There are several messages in all this. Any gulf between stated morality and actual behavior is bad. Extramarital sex is bad, although marriage need not be a prerequisite for meaningful sex. The old-boy network is bad and restricting. Upward mobility is good. Banks can help poor people and be good, and they can help corporations and be bad. While money is not a bad thing, the singleminded pursuit of it is. Sensible and liberal reform of society through legal means and existing institutions is good. Anything illegal is bad.

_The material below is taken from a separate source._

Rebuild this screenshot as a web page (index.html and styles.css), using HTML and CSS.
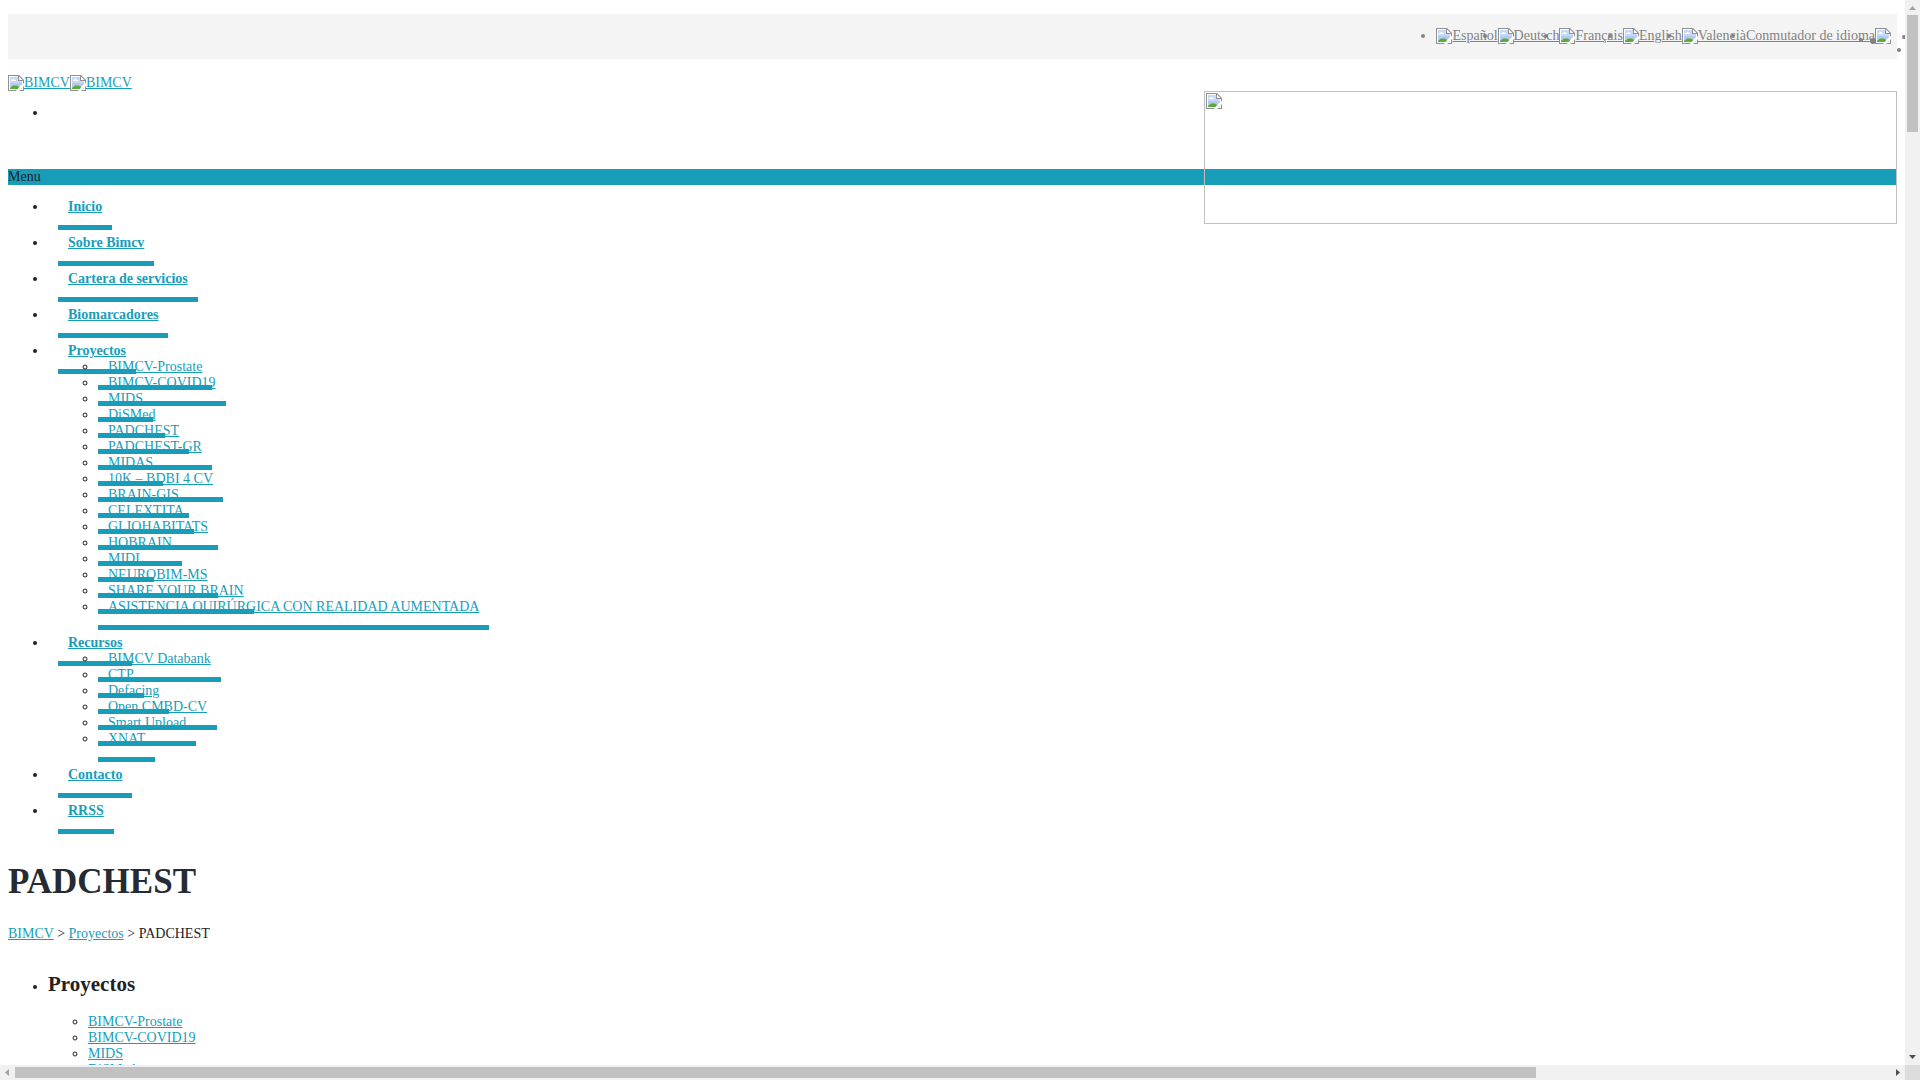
FILE: index.html
```html
<!DOCTYPE html>
<html lang="es">
<head>
  <meta charset="UTF-8">
  <meta name="viewport" content="width=device-width, initial-scale=1.0">
  <title>PADCHEST | BIMCV</title>
  <link rel="stylesheet" href="styles.css">
</head>
<body>
  <svg class="sprite" aria-hidden="true">
    <symbol id="picture" viewBox="0 0 16 16">
      <path d="M0 0H11L16 5V16H0Z" fill="#909090"/>
      <path d="M1 1H10V6H15V15H1Z" fill="#fff"/>
      <path d="M2 2H10V6H14V14H2Z" fill="#c8d8f8"/>
      <path d="M2 8H14V14H2Z" fill="#b5c9f2"/>
      <path d="M11 1.500V5H14.500Z" fill="#fff"/>
      <path d="M3 6V5H4L5 4H6L7 5H8V6Z" fill="#fff"/>
      <path d="M2 14V13L5 10.500H9L14 14Z" fill="#5aac35"/>
      <path d="M8 16L13 10L16 8V11L11 16Z" fill="#fff"/>
    </symbol>
  </svg>

  <div class="window">
    <div class="page">
      <header class="top-bar">
        <ul class="languages">
          <li><a href="#"><svg class="icon"><use href="#picture"/></svg>Español</a></li>
          <li><a href="#"><svg class="icon"><use href="#picture"/></svg>Deutsch</a></li>
          <li><a href="#"><svg class="icon"><use href="#picture"/></svg>Français</a></li>
          <li><a href="#"><svg class="icon"><use href="#picture"/></svg>English</a></li>
          <li><a href="#"><svg class="icon"><use href="#picture"/></svg>Valencià</a></li>
          <li><a href="#">Conmutador de idioma</a></li>
          <li class="current"><a href="#" aria-label="Idioma"><svg class="icon"><use href="#picture"/></svg></a></li>
        </ul>
        <span class="dot dot-inner"></span>
        <span class="dot dot-big"></span>
        <span class="dot dot-edge"></span>
        <span class="dot dot-low"></span>
      </header>

      <div class="logo">
        <a href="#"><svg class="icon"><use href="#picture"/></svg>BIMCV<svg class="icon"><use href="#picture"/></svg>BIMCV</a>
      </div>

      <div class="banner"><svg class="icon"><use href="#picture"/></svg></div>

      <ul class="social">
        <li></li>
      </ul>

      <div class="menu-title">Menu</div>
      <nav>
        <ul class="menu">
          <li><a href="#">Inicio</a></li>
          <li><a href="#">Sobre Bimcv</a></li>
          <li><a href="#">Cartera de servicios</a></li>
          <li><a href="#">Biomarcadores</a></li>
          <li><a href="#">Proyectos</a>
            <ul>
              <li><a href="#">BIMCV-Prostate</a></li>
              <li><a href="#">BIMCV-COVID19</a></li>
              <li><a href="#">MIDS</a></li>
              <li><a href="#">DiSMed</a></li>
              <li><a href="#">PADCHEST</a></li>
              <li><a href="#">PADCHEST-GR</a></li>
              <li><a href="#">MIDAS</a></li>
              <li><a href="#">10K – BDBI 4 CV</a></li>
              <li><a href="#">BRAIN-GIS</a></li>
              <li><a href="#">CELEXTITA</a></li>
              <li><a href="#">GLIOHABITATS</a></li>
              <li><a href="#">HOBRAIN</a></li>
              <li><a href="#">MIDL</a></li>
              <li><a href="#">NEUROBIM-MS</a></li>
              <li><a href="#">SHARE YOUR BRAIN</a></li>
              <li><a href="#">ASISTENCIA QUIRÚRGICA CON REALIDAD AUMENTADA</a></li>
            </ul>
          </li>
          <li><a href="#">Recursos</a>
            <ul>
              <li><a href="#">BIMCV Databank</a></li>
              <li><a href="#">CTP</a></li>
              <li><a href="#">Defacing</a></li>
              <li><a href="#">Open CMBD-CV</a></li>
              <li><a href="#">Smart Upload</a></li>
              <li><a href="#">XNAT</a></li>
            </ul>
          </li>
          <li><a href="#">Contacto</a></li>
          <li><a href="#">RRSS</a></li>
        </ul>
      </nav>

      <h1>PADCHEST</h1>
      <div class="breadcrumb"><a href="#">BIMCV</a> &gt; <a href="#">Proyectos</a> &gt; PADCHEST</div>

      <ul class="sidebar">
        <li>
          <h3>Proyectos</h3>
          <ul>
            <li><a href="#">BIMCV-Prostate</a></li>
            <li><a href="#">BIMCV-COVID19</a></li>
            <li><a href="#">MIDS</a></li>
            <li><a href="#">DiSMed</a></li>
          </ul>
        </li>
      </ul>
    </div>

    <div class="scroll scroll-y" aria-hidden="true">
      <svg class="arrow off" viewBox="0 0 15 15"><path d="M4 10L7.500 6L11 10Z"/></svg>
      <div class="track"><div class="thumb"></div></div>
      <svg class="arrow" viewBox="0 0 15 15"><path d="M4 5L7.500 9L11 5Z"/></svg>
    </div>
    <div class="scroll scroll-x" aria-hidden="true">
      <svg class="arrow off" viewBox="0 0 15 15"><path d="M9 4L5 7.500L9 11Z"/></svg>
      <div class="track"><div class="thumb"></div></div>
      <svg class="arrow" viewBox="0 0 15 15"><path d="M6 4L10 7.500L6 11Z"/></svg>
    </div>
    <div class="corner"></div>
  </div>
</body>
</html>
```

FILE: styles.css
```css
:root {
  --primary: #189db9;
  --text: #222;
  --muted: #828282;
}

body {
  margin: 0;
  font-family: "Liberation Serif", "Times New Roman", serif;
  font-size: 14px;
  line-height: 16px;
  color: var(--text);
  background: #fff;
}

a {
  color: var(--primary);
}

ul {
  margin: 14px 0;
  padding-left: 40px;
}

ul ul {
  margin: 0;
}

.sprite {
  display: none;
}

.icon {
  width: 16px;
  height: 16px;
  vertical-align: top;
}

/* window with its scrollbars */
.window {
  display: grid;
  grid-template: minmax(0, 1fr) 15px / minmax(0, 1fr) 15px;
  height: 100vh;
}

.page {
  overflow: hidden;
  padding: 14px 8px 0;
}

/* language bar */
.top-bar {
  position: relative;
  padding: 14px 6px 15px;
  margin-bottom: 16px;
  background: #f4f4f4;
  color: var(--muted);
}

.top-bar a {
  color: var(--muted);
}

.languages {
  display: flex;
  justify-content: flex-end;
  margin: 0;
}

.languages li {
  height: 16px;
}

.languages .current {
  list-style: none;
}

.dot {
  position: absolute;
  width: 4px;
  height: 4px;
  border-radius: 50%;
  background: var(--muted);
}

.dot-inner {
  right: 34px;
  top: 24px;
}

.dot-big {
  right: 21px;
  top: 24px;
  width: 6px;
  height: 6px;
}

.dot-edge {
  right: -9px;
  top: 21px;
}

.dot-low {
  right: -4px;
  top: 34px;
}

.logo {
  height: 16px;
}

.banner {
  float: right;
  box-sizing: border-box;
  width: 693px;
  height: 133px;
  padding: 1px;
  border: 1px solid silver;
}

.social {
  margin: 14px 0 48px;
}

.social li {
  height: 16px;
}

/* main menu */
.menu-title {
  background: var(--primary);
}

.menu {
  margin-bottom: 22px;
}

.menu > li {
  padding: 0 0 20px 10px;
}

.menu a {
  padding: 10px 10px 11px;
  border-bottom: 5px solid var(--primary);
}

.menu > li > a {
  font-weight: bold;
}

h1 {
  margin: 22px 0 24px;
  font-size: 35px;
  line-height: 41px;
  color: #252b33;
}

.sidebar {
  margin-top: 30px;
}

.sidebar h3 {
  margin: 0 0 18px;
  font-size: 21px;
  line-height: 24px;
}

/* scrollbars */
.scroll {
  display: flex;
  background: #f1f1f1;
}

.scroll-y {
  flex-direction: column;
}

.scroll-x {
  grid-row: 2;
}

.track {
  flex: 1;
}

.thumb {
  background: #c1c1c1;
}

.scroll-y .thumb {
  width: 11px;
  height: 11.3%;
  margin: 0 2px;
}

.scroll-x .thumb {
  width: 81.1%;
  height: 11px;
  margin: 2px 0;
}

.arrow {
  width: 15px;
  height: 15px;
  fill: #505050;
}

.arrow.off {
  fill: #a3a3a3;
}

.corner {
  background: #dcdcdc;
}
```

Hailey is presenting a deeply reassuring view of what seem to be the bewildering and often destructive workings of American high finance. He writes in the tradition of Horatio Alger and Andrew Carnegie, saying that yes, American business can be explained in straight talk that anyone can understand and yes, it is glamorous and exciting up there at the top, and no, banks and big business are necessarily neither unresponsive and exploitative nor in the control of a closed hereditary elite. Arthur Hailey is, these days, the great American novelist because he tells us what we want to hear.